#  Vorstellungen >   Omeprazol oder Ranitidin, oder nicht ein Neutralisator >

## doirken

Diese Mittel helfen bei Sodbrennen auf unterschiedlicher Weise. Der Effekt ist die Verminderung der Säureproduktion. Leider haben beide Mittel Nebenwirkungen, die bei dem einen oder anderen Auswirkungen haben können.
Bei mir zeigt Omeprazol genau die Nebenwirkung nach einer bestimmten Zeit, die eigentlich dem Ranitidin nachgesagt werden. Herzrhythmusstörungen, Engegefühl und Übelkeit. Ich habe einen Arzt besucht, und er brachte mich auf Ranitidin, dass merkwürdiger Weise keine Nebenwirkungen hat. Die Wirkdauer ist aber kürzer als bei Omeprazol. 75mg Ranitidin halten ungefähr 6-9 Stunden vor. Dagegen eine 20mg Omeprazol 24-28 Stunden. Das ganze wird durch eine kleine Tablette ASS 100 abgerundet. Diese soll ich nur bei Bedarf nehmen.
Seither sind die Nebenwirkungen wesentlicher schwächer geworden. Auch muss ich viel Trinken, auch wenn ich nicht möchte. Ansonsten können Kopfschmerzen folgen.
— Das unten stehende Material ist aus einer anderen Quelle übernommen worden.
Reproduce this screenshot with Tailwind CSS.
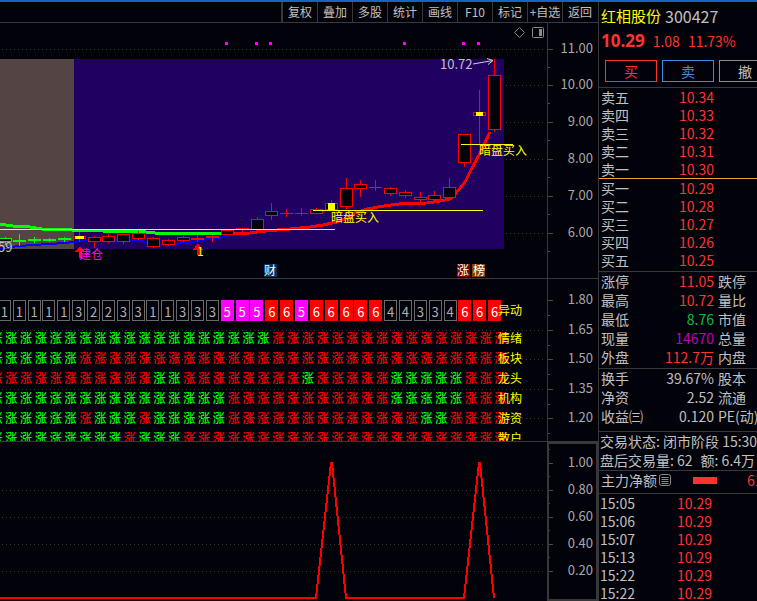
<!DOCTYPE html>
<html lang="zh-CN">
<head>
<meta charset="utf-8">
<title>红相股份 300427</title>
<script src="https://cdn.jsdelivr.net/npm/@tailwindcss/browser@4"></script>
</head>
<body class="h-screen overflow-hidden bg-[#02020a] text-[#c0c0c0] font-['Noto_Sans_CJK_SC','Noto_Sans',sans-serif] text-sm">
<div class="flex h-full flex-col border-t-2 border-[#1464c8]">
<div class="flex min-h-0 flex-1">

<main class="flex min-w-0 flex-1 flex-col overflow-hidden">
  <nav class="flex h-[21px] shrink-0 justify-end border-b border-[#383838] pr-px text-xs leading-5">
    <button class="w-9 overflow-hidden whitespace-nowrap border-l-2 border-[#383838]">复权</button>
    <button class="w-[35px] overflow-hidden whitespace-nowrap border-l border-[#383838]">叠加</button>
    <button class="w-[35px] overflow-hidden whitespace-nowrap border-l border-[#383838]">多股</button>
    <button class="w-[35px] overflow-hidden whitespace-nowrap border-l border-[#383838]">统计</button>
    <button class="w-[35px] overflow-hidden whitespace-nowrap border-l border-[#383838]">画线</button>
    <button class="w-[35px] overflow-hidden whitespace-nowrap border-l border-[#383838]">F10</button>
    <button class="w-[35px] overflow-hidden whitespace-nowrap border-l border-[#383838]">标记</button>
    <button class="w-[35px] overflow-hidden whitespace-nowrap border-l border-[#383838]">+自选</button>
    <button class="w-[35px] overflow-hidden whitespace-nowrap border-l border-[#383838]">返回</button>
  </nav>

  <section class="h-[256px] shrink-0 border-b border-[#383838]">
    <svg class="h-full w-full" viewBox="0 23 598 255" preserveAspectRatio="xMinYMin meet" shape-rendering="crispEdges">
      <rect x="0" y="59" width="504" height="190" fill="#200060"/>
      <rect x="0" y="59" width="74" height="190" fill="#544444"/>
      <g id="axis-price"></g>
      <g fill="#ff00ff">
        <rect x="225" y="42" width="3" height="3"/><rect x="255" y="42" width="3" height="3"/><rect x="269" y="42" width="3" height="3"/>
        <rect x="403" y="42" width="3" height="3"/><rect x="462" y="42" width="3" height="3"/><rect x="477" y="42" width="3" height="3"/>
      </g>
      <g fill="none" stroke="#8a8a8a" shape-rendering="geometricPrecision">
        <path d="M519.5 27.5l5 5-5 5-5-5z"/>
        <rect x="532.5" y="27.5" width="11" height="10" rx="1"/>
        <rect x="539" y="29" width="3" height="7" fill="#8a8a8a" stroke="none"/>
      </g>
      <polyline fill="none" stroke="#0000ff" stroke-width="2" points="0,248 10,247 20,246 33,245 50,244 65,243 73,242 80,241 88,240 100,240 130,240 140,241 146,242 160,244 174,244 187,243 192,242 200,240.500 208,239 218,238 227,236"/>
      <polyline fill="none" stroke="#00ff00" stroke-width="3" points="0,224 6,225 13,226 30,227 42,229 72,230 102,231 146,232 160,233.500 222,233.500"/>
      <polyline fill="none" stroke="#ff0000" stroke-width="3" points="222,233.500 250,233 260,231.500 277,230 290,229 310,227 323,225 337,222 350,217 355,213 367,209 387,205.500 403,203.500 427,203 440,201 450,199 457,192 465,182 470,172 480,153 490,132"/>
      <g id="candles"></g>
      <g stroke="#ffff00">
        <path d="M0 229.500H335M313 210.500H483M461 144.500H513"/>
      </g>
      <path d="M80 246l5 6h-3v6h-3v-6h-4zM198 243l5 7h-3v5h-3v-5h-4z" fill="#ff0000"/>
      <path d="M473 64l20-3.500M487 58.500l6 2-5 4" fill="none" stroke="#d0d0d0" shape-rendering="geometricPrecision"/>
      <g font-size="12">
        <text x="79" y="259" fill="#ff00ff">建仓</text>
        <text x="197" y="256" fill="#ffff00">1</text>
        <text x="331" y="222" fill="#ffff00">暗盘买入</text>
        <text x="479" y="155" fill="#ffff00">暗盘买入</text>
      </g>
      <g font-size="13" fill="#c0c0c0">
        <text x="-2" y="252">59</text>
        <text x="440" y="69">10.72</text>
      </g>
      <rect x="264" y="264" width="13" height="13" fill="#003264"/>
      <rect x="457" y="264" width="13" height="13" fill="#780000"/>
      <rect x="472" y="264" width="13" height="13" fill="#824000"/>
      <g font-size="12" fill="#ffffff" text-anchor="middle">
        <text x="270" y="275">财</text><text x="463" y="275">涨</text><text x="479" y="275">榜</text>
      </g>
    </svg>
  </section>

  <section class="relative h-[163px] shrink-0 overflow-hidden border-b border-[#383838]">
    <svg class="absolute inset-0 h-full w-full" viewBox="0 279 598 162" preserveAspectRatio="xMinYMin meet" shape-rendering="crispEdges">
      <g id="axis-mood"></g>
    </svg>
    <div id="matrix" class="relative pt-[21px] text-xs leading-5"></div>
  </section>

  <section class="min-h-0 flex-1 overflow-hidden">
    <svg class="h-[159px] w-full" viewBox="0 442 598 159" preserveAspectRatio="xMinYMin meet" shape-rendering="crispEdges">
      <g id="axis-signal"></g>
      <rect x="548" y="443" width="49" height="157" fill="none" stroke="#383838" stroke-width="2"/>
      <polyline fill="none" stroke="#ff0000" stroke-width="2" points="0,598 316,598 331,463 332,463 346,598 464,598 479,463 480,463 494,598"/>
    </svg>
  </section>
</main>

<aside class="flex w-[159px] shrink-0 flex-col overflow-hidden whitespace-nowrap border-l border-[#383838]">
  <header class="shrink-0 border-b border-[#383838] pb-[5px] pl-0.5">
    <h1 class="flex h-7 items-center gap-1 text-[15px]"><span class="text-[#ffff00]">红相股份</span><span class="text-base">300427</span></h1>
    <p class="flex h-[22px] items-center gap-2 text-[#ff3232]"><b class="font-['Noto_Sans'] text-[17px]">10.29</b><span>1.08</span><span>11.73%</span></p>
    <div class="mt-2 flex gap-[5px] pl-1 leading-5">
      <button class="h-[22px] w-[52px] shrink-0 border border-[#ff3232] text-[#ff3232]">买</button>
      <button class="h-[22px] w-[52px] shrink-0 border border-[#3c8cdc] text-[#3c8cdc]">卖</button>
      <button class="h-[22px] w-[52px] shrink-0 border border-[#8c8c8c]">撤</button>
    </div>
  </header>

  <table class="w-[115px] shrink-0 leading-[18px]">
    <tbody>
      <tr><th class="p-0 pl-0.5 text-left font-normal">卖五</th><td class="p-0 text-right text-[#ff3232]">10.34</td></tr>
      <tr><th class="p-0 pl-0.5 text-left font-normal">卖四</th><td class="p-0 text-right text-[#ff3232]">10.33</td></tr>
      <tr><th class="p-0 pl-0.5 text-left font-normal">卖三</th><td class="p-0 text-right text-[#ff3232]">10.32</td></tr>
      <tr><th class="p-0 pl-0.5 text-left font-normal">卖二</th><td class="p-0 text-right text-[#ff3232]">10.31</td></tr>
      <tr><th class="p-0 pl-0.5 text-left font-normal">卖一</th><td class="p-0 text-right text-[#ff3232]">10.30</td></tr>
    </tbody>
  </table>
  <div class="shrink-0 border-y border-t-[#f0a028] border-b-[#383838] pb-0.5">
    <table class="w-[115px] leading-[18px]">
      <tbody>
        <tr><th class="p-0 pl-0.5 text-left font-normal">买一</th><td class="p-0 text-right text-[#ff3232]">10.29</td></tr>
        <tr><th class="p-0 pl-0.5 text-left font-normal">买二</th><td class="p-0 text-right text-[#ff3232]">10.28</td></tr>
        <tr><th class="p-0 pl-0.5 text-left font-normal">买三</th><td class="p-0 text-right text-[#ff3232]">10.27</td></tr>
        <tr><th class="p-0 pl-0.5 text-left font-normal">买四</th><td class="p-0 text-right text-[#ff3232]">10.26</td></tr>
        <tr><th class="p-0 pl-0.5 text-left font-normal">买五</th><td class="p-0 text-right text-[#ff3232]">10.25</td></tr>
      </tbody>
    </table>
  </div>

  <dl class="grid shrink-0 grid-cols-[43px_70px_1fr] border-b border-[#383838] pb-px pl-0.5 leading-[19px]">
    <dt>涨停</dt><dd class="text-right text-[#ff3232]">11.05</dd><dt class="pl-1">跌停</dt>
    <dt>最高</dt><dd class="text-right text-[#ff3232]">10.72</dd><dt class="pl-1">量比</dt>
    <dt>最低</dt><dd class="text-right text-[#00c040]">8.76</dd><dt class="pl-1">市值</dt>
    <dt>现量</dt><dd class="text-right text-[#c000c0]">14670</dd><dt class="pl-1">总量</dt>
    <dt>外盘</dt><dd class="text-right text-[#ff3232]">112.7万</dd><dt class="pl-1">内盘</dt>
  </dl>
  <dl class="grid shrink-0 grid-cols-[43px_70px_1fr] border-b border-[#383838] pb-[5px] pl-0.5 leading-[19px]">
    <dt>换手</dt><dd class="text-right">39.67%</dd><dt class="pl-1">股本</dt>
    <dt>净资</dt><dd class="text-right">2.52</dd><dt class="pl-1">流通</dt>
    <dt>收益㈢</dt><dd class="text-right">0.120</dd><dt class="pl-1">PE(动)</dt>
  </dl>
  <div class="shrink-0 border-b border-[#383838] pl-px leading-[19px]">
    <p>交易状态: 闭市阶段 15:30</p>
    <p class="flex gap-2"><span>盘后交易量: 62</span><span>额: 6.4万</span></p>
  </div>
  <div class="flex h-[23px] shrink-0 items-center border-b border-[#383838] pb-1 pl-0.5">
    <span>主力净额</span>
    <svg class="ml-0.5 h-3 w-3 shrink-0" viewBox="0 0 12 12" fill="none" stroke="#8a8a8a"><rect x=".5" y=".5" width="11" height="11" rx="2"/><path d="M2.500 3.500h7M2.500 5.500h7M2.500 7.500h7M2.500 9.500h7"/></svg>
    <span class="ml-[22px] h-[7px] w-6 shrink-0 bg-[#ff3232]"></span>
    <span class="ml-[30px] text-[#ff3232]">61.2</span>
  </div>
  <table class="w-[113px] shrink-0 leading-[18px]">
    <tbody>
      <tr><td class="p-0 pl-px">15:05</td><td class="p-0 text-right text-[#ff3232]">10.29</td></tr>
      <tr><td class="p-0 pl-px">15:06</td><td class="p-0 text-right text-[#ff3232]">10.29</td></tr>
      <tr><td class="p-0 pl-px">15:07</td><td class="p-0 text-right text-[#ff3232]">10.29</td></tr>
      <tr><td class="p-0 pl-px">15:13</td><td class="p-0 text-right text-[#ff3232]">10.29</td></tr>
      <tr><td class="p-0 pl-px">15:22</td><td class="p-0 text-right text-[#ff3232]">10.29</td></tr>
      <tr><td class="p-0 pl-px">15:22</td><td class="p-0 text-right text-[#ff3232]">10.29</td></tr>
    </tbody>
  </table>
</aside>
</div>
</div>

<script>
// Axis: [label, y, x where the dotted grid line starts]
function axis(id, top, bottom, minor, ticks) {
  let s = `<path d="M547.500 ${top}V${bottom}" stroke="#383838"/>`;
  for (const [label, y, from] of ticks) {
    s += `<path d="M${from} ${y + 0.5}H544" stroke="#383838" stroke-dasharray="1 3"/>` +
      `<path d="M548 ${y + 0.5}h5M548 ${Math.round(y + minor) + 0.5}h2" stroke="#4a4a4a"/>` +
      `<text x="593" y="${y + 4}" text-anchor="end" font-size="13" fill="#a8a8a8">${label}</text>`;
  }
  document.getElementById(id).innerHTML = s;
}
axis('axis-price', 23, 278, 18, [['11.00', 49, 2], ['10.00', 85, 506], ['9.00', 122, 506], ['8.00', 159, 506], ['7.00', 196, 506], ['6.00', 233, 506]]);
axis('axis-mood', 279, 441, 15, [['1.80', 300, 544], ['1.65', 330, 2], ['1.50', 359, 2], ['1.35', 389, 2], ['1.20', 418, 2]]);
axis('axis-signal', 442, 601, -14, [['1.00', 463, 544], ['0.80', 490, 2], ['0.60', 517, 2], ['0.40', 544, 2], ['0.20', 571, 2]]);

// Candle: [center x, body top, body bottom, wick top, wick bottom]; equal body values draw a flat bar
const candles = [
  [5, 238, 241, 237, 244], [19, 240, 240, 234, 245], [34, 239, 239, 237, 242], [49, 239, 239, 238, 241], [64, 238, 238, 237, 241],
  [79, 236, 238, 232, 241], [94, 237, 241, 236, 247], [108, 236, 241, 234, 242], [123, 234, 241, 234, 243], [138, 233, 238, 231, 239],
  [153, 238, 246, 237, 247], [168, 240, 244, 239, 245], [183, 237, 240, 236, 241], [197, 238, 238, 235, 241], [212, 236, 237, 235, 241],
  [227, 230, 234, 230, 234], [242, 228, 228, 229, 232], [257, 219, 229, 217, 231], [271, 211, 215, 203, 219], [286, 213, 213, 209, 216],
  [301, 213, 213, 208, 215], [316, 209, 213, 208, 213], [331, 203, 209, 200, 210], [346, 188, 206, 178, 208], [360, 184, 188, 180, 196],
  [375, 187, 187, 180, 190], [390, 188, 193, 187, 195], [405, 192, 195, 190, 197], [420, 197, 199, 192, 201], [434, 195, 199, 191, 201],
  [449, 187, 197, 178, 198], [464, 134, 162, 134, 166], [479, 112, 115, 90, 144], [494, 75, 129, 59, 131]
];
document.getElementById('candles').innerHTML = candles.map(([x, a, b, w1, w2], i) => {
  const c = i < 5 ? '#00ff00' : '#ff0000';
  let s = `<path d="M${x + 0.5} ${w1}V${w2 + 1}" stroke="${c}"/>`;
  s += a === b
    ? `<rect x="${x - 6}" y="${a}" width="13" height="${i < 14 ? 2 : 1}" fill="${c}"/>`
    : `<rect x="${x - 5.5}" y="${a + 0.5}" width="12" height="${b - a}" fill="#02020a" stroke="${c}"/>`;
  if (i === 5) s += `<rect x="${x - 4}" y="236" width="9" height="3" fill="#ffff00"/>`;
  if (i === 22) s += `<rect x="${x - 3}" y="203" width="7" height="7" fill="#ffff00"/>`;
  if (i === 32) s += `<rect x="${x - 3}" y="112" width="7" height="4" fill="#ffff00"/>`;
  return s;
}).join('');

// Score boxes, then one row of marks per factor (g = green, r = red)
const boxClass = {
  5: 'bg-[#ff00ff] text-white border-[#ff00ff]',
  6: 'bg-[#ff0000] text-white border-[#ff0000]'
};
const scores = '1111132233113335556656666644334666';
let html = '<div class="flex h-[21px] mb-[7px]"><div class="-ml-[3px] grid w-[505px] shrink-0 grid-cols-[repeat(34,1fr)] text-[13px] leading-4">' +
  [...scores].map(n => `<span class="mx-auto flex h-[21px] w-[13px] items-end justify-center border ${boxClass[n] || 'border-[#6a6a6a] text-[#b0b0b0]'}">${n}</span>`).join('') +
  '</div><span class="-ml-1 text-[#ffff00]">异动</span></div>';
const rows = [
  ['情绪', 'g'.repeat(19) + 'r'.repeat(16)],
  ['板块', 'g'.repeat(6) + 'r'.repeat(29)],
  ['龙头', 'rrrrrrrrrrrggrrrrrrrrgrrrrrgggggrrr'],
  ['机构', 'g'.repeat(16) + 'r'.repeat(11) + 'gggggrrr'],
  ['游资', 'ggggggrgggrgggggrrrrrrrrrrrrrggrrrr'],
  ['散户', 'gggggggggrgggrrrrrrrrrrrrrrrrrrrrrr']
];
for (const [name, marks] of rows) {
  html += '<div class="flex h-5"><div class="-ml-[11px] grid w-[519px] shrink-0 grid-cols-[repeat(35,1fr)] text-center font-medium">' +
    [...marks].map(m => `<span class="${m === 'g' ? 'text-[#00ff00]' : 'text-[#ff0000]'}">涨</span>`).join('') +
    `</div><span class="relative -ml-2.5 text-[#ffff00]">${name}</span></div>`;
}
document.getElementById('matrix').innerHTML = html;
</script>
</body>
</html>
Mein Blutzuckerspiegel liegt ungewöhnlich niedrig bei 4,1 - 4,8. Der Puls liegt bei 60 und erhöht sich auf über 75, wenn der Blutzuckerwert absinkt. Dann soll ich ein paar Traubenzucker einwerfen.
Vor dem Besuch beim Arzt hatte ich jahrelang dieses Bullrichsalz genommen. Mit der Zeit musste die Dosis immer wieder erhöht werden. Was eigentlich auch logisch ist. Da der Säurewert durch Bullrichsalz vermindert wird, versucht der Magen dieses auszugleichen und produziert noch mehr Magensäure. 
Wer auch Mittel wie zB. Bullrichsalz nimmt, sollte einen Arzt besuchen und eines der Protonenhemmer oder Histamin-H Rezeptorblocker verschreiben lassen. Ich bin kein Arzt, aber nicht auf den Kopf gefallen. Bullrichsalz existiert noch in meiner Sammlung, aber nur noch um noch ganz selten auftretenes Sodbrennen akut zu bekämpfen. Schnelles Neutralisieren mit einer Base schützt auch die Speiseröhre.
Auch wichtig ist die Essensumstellung. Kaffee in milder Form geht noch. Aber "aggresive" Zuckerarten muss ich vermeiden. Joghurt esse ich eigentlich gern, kann ich nur sehr bedingt essen.
Durch die Einnahme von Omeparzol oder Ranitidin habe ich selten leichten Durchfall, der durch die ab- und zu durchkommende Schädlingen entsteht. Dann sollte ich auf eine Tablette verzichten.
Die anfänglichen Schädigungen der Speiseröhre und des oberen Magens sind gut verheilt.
Allen ein gute Gesundheit.

----------


## ottelli

Hallo doirken,
das was Du in Deinem Bericht erwähnst, ist auch bei meiner Frau, nur in umgekehrter Weise geschehen.
Sie kommt mit Omeprazol 20 mg. sehr gut zurecht.
Trotzdem die Frage, warum Du ASS 100 zusätzlich einwerfen darfst?
Viele Grüße und gute Gesundheit!
ottelli

----------